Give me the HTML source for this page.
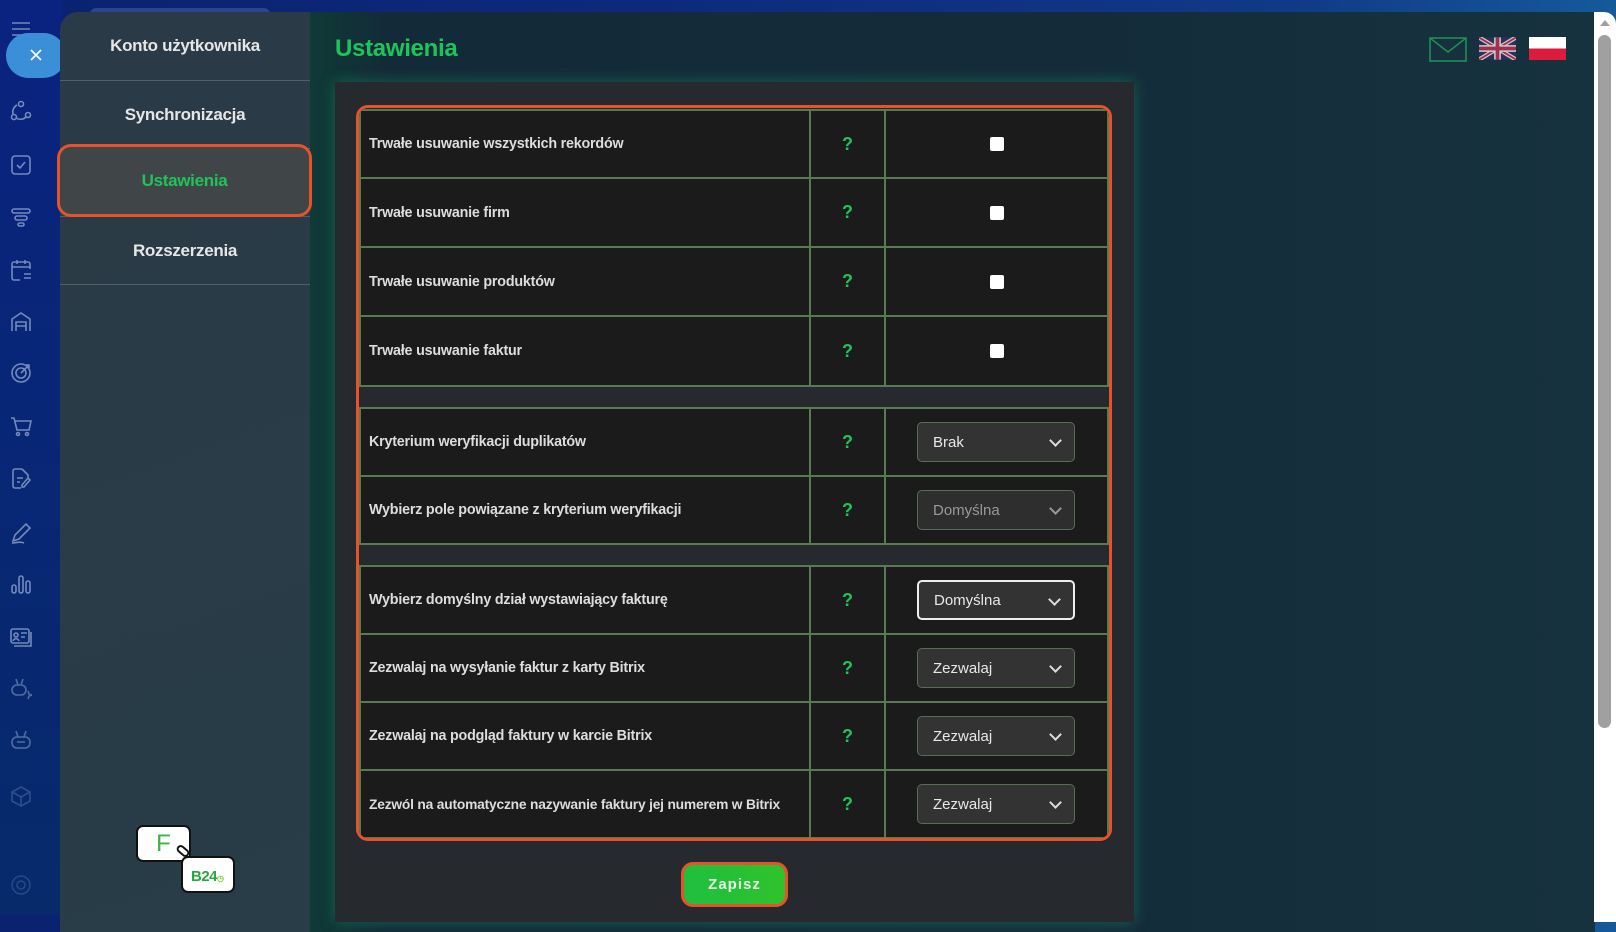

★ ★ ★ ★ ★ ★ ★

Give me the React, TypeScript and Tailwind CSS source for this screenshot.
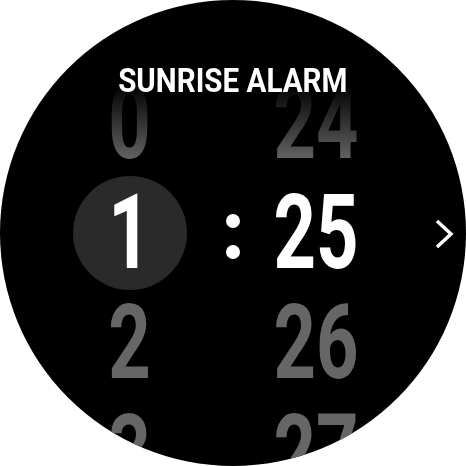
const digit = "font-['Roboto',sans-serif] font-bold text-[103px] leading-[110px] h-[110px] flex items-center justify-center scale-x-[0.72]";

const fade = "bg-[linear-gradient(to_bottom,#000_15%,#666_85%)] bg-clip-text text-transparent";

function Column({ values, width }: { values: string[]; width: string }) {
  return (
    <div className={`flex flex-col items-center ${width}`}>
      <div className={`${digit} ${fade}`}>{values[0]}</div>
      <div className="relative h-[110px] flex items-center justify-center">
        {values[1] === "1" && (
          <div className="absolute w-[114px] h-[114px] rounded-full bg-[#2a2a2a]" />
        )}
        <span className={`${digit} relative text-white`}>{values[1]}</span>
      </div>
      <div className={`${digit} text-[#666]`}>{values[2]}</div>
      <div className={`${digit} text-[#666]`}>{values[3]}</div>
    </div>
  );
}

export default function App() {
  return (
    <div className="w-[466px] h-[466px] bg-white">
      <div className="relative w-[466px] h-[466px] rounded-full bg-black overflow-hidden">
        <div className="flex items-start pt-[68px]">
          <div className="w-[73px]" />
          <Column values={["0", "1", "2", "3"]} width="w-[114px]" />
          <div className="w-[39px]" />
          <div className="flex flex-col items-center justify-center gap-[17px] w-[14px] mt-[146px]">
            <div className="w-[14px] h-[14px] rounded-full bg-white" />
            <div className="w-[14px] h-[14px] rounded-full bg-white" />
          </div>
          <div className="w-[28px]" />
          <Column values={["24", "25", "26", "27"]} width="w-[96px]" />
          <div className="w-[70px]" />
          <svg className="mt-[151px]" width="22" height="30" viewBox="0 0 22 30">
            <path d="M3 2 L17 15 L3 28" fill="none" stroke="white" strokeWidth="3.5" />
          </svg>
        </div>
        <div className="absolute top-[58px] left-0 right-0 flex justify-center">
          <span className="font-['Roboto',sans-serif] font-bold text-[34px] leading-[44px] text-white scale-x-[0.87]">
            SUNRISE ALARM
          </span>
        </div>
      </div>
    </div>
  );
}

★ ★ ★ ★ ★ ★ ★

### WHAT YOU WILL DO
State the number of lines in the preceding entries that include the word "this". Provide nothing else.

### SOLUTION TO THE EXERCISE
2